Even among us postmillenial types, it is a common enough foible to imagine that we are living in a dark and decadent age. We look back with nostalgia and longing to an earlier Christian culture, to a time when everyone went to church, society lived basically in accord with Christian morality, Biblical teaching was enshrined in law and followed in national and international affairs, and orthodoxy was universally accepted and taught in the pulpits. Nowadays, it is clear, we have rejected God and are suffering His judgment.
So it is strange when one starts reading works from these good ol’ days and finds the same old complaints about the irreligiousness of society, the same laments about impending judgment.
Recently, I had the opportunity to read two things which helped reveal just how one-sided this narrative really is–Patrick Collinson’s brilliant study The Religion of Protestants: The Church in English Society, 1559-1625, and an essay in the Wall Street Journal, “Violence Vanquished”
In the first, Collinson offers a wonderfully thorough and lively portrait of ecclesiastical life in Elizabethan and Jacobean society–the period following a successful reformation, and before the waning of piety that an ensuing formalism is thought have caused–here, more than any time, we might have expected a picture of the good ol’ days in action. And yet, wherever we look, we find the familiar problems of modern society? Power-hungry and amoral rulers? Check. Corrupt church leaders? Check. Incompetent, uneducated, and/or immoral ministers? Check. Widespread ignorance of Scripture and orthodox theology? Check. A populace that seems by and large apathetic about the faith and inconsistent at best in putting into practice? Check. Absence of children and young people from church altogether? Check. Loose sexual mores, with widespread practice and acceptance of premarital sex? Check.
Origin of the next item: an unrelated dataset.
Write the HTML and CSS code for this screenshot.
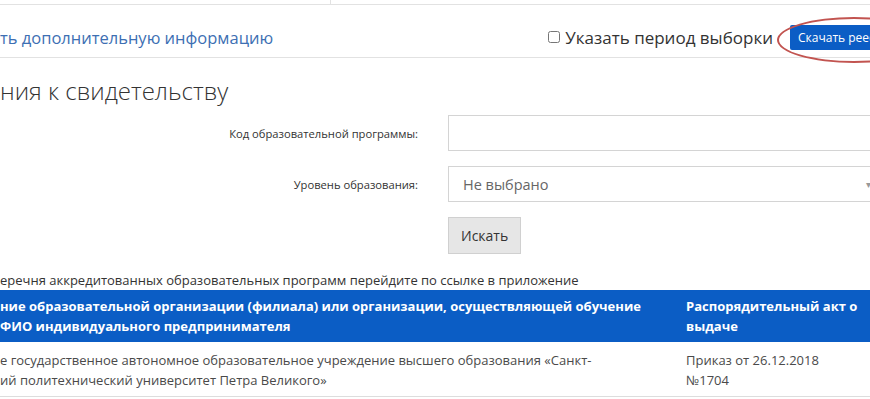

Not that Collinson’s point is to paint a gloomy, cynical picture. Far from it; one of his main burdens in the book is to demonstrate the relatively robust health of the English church in this period. The bitter invectives of the Puritans, and their certainty that theirs was a church rotten almost to the core, are shown to be just as without foundation as the “good ol’ days” mirage. The reality? The English Church in this period was a lot like many churches in many periods–a mixed bag, with a large number of inconsistent professors and practitioners, and a small minority of fully dedicated and zealous believers, whose leadership consisted of a few true saints, a few true villains, and a generous helping of well-intentioned but imperfect and usually undereducated clergy, who were sometimes too strict, sometimes too lax, but on the whole, slowly nurtured their parishioners into greater piety and maturity.
Very well, then. Perhaps they had their problems back then too. But one can hardly say that we have much improvement to be thankful for, right? Well, not quite. When was the last time one of your friends was robbed and murdered while traveling? Or when your town was attacked by a neighbouring town over a resource dispute? In his recent WSJ article, “Violence Vanquished” (a précis of a book he has just published, The Better Angels of Our Nature), Steven Pinker challenges us to come to grips with just how peaceful a society we (and by we, he means the whole world) enjoy now. Homicide rates in the Western world are only a few percent of what they were five centuries ago; violence and execution as a form of legal punishment has been dramatically reduced (except in Texas 😉 ); feudal conflicts and tribal violence have been banished from most of the world; leaving inter-state conflict as the only large-scale form of organised violence. But inter-state violence is huge nowadays, right? Wrong. The death rate today from inter-state conflict is only a few hundredths of a percent.
Pinker’s narrative is a bit overstated, perhaps, relying too much on the relatively short period of history that has elapsed since the end of the Second World War, and his explanations are decidedly secular, giving the credit to evolutionary factors, the Enlightenment, and the rise of the State (though perhaps these latter two deserve more credit than we are usually wont to give them), and none at all to the leavening effects of Christianity. Nonetheless, he certainly has a point, and one well-worth attending to in an age of ubiquitous media, when single murder cases from thousands of miles away can dominate the headlines for months on end, creating an illusion of ubiquitous violence.
The moral of all this is certainly not complacency. There is more than enough sin in the world to get worked up about, more than enough that still needs to be done for Christ’s kingdom to get us up off our lazy bums. But discontentment with our present lot and ingratitude for our present blessings are vices; and constantly assessing the present by comparison, not with the realities of fallen human existence, but with some utopian Golden Age, leads readily to an extremism that sets its face against the wickedness of the world and embraces dangerous creeds and schemes in a vain attempt to restore the lost Golden Age. When we realise that every age has had its share of vices and virtues, we will be more able to exercise patience in our efforts to make our world a godlier place today.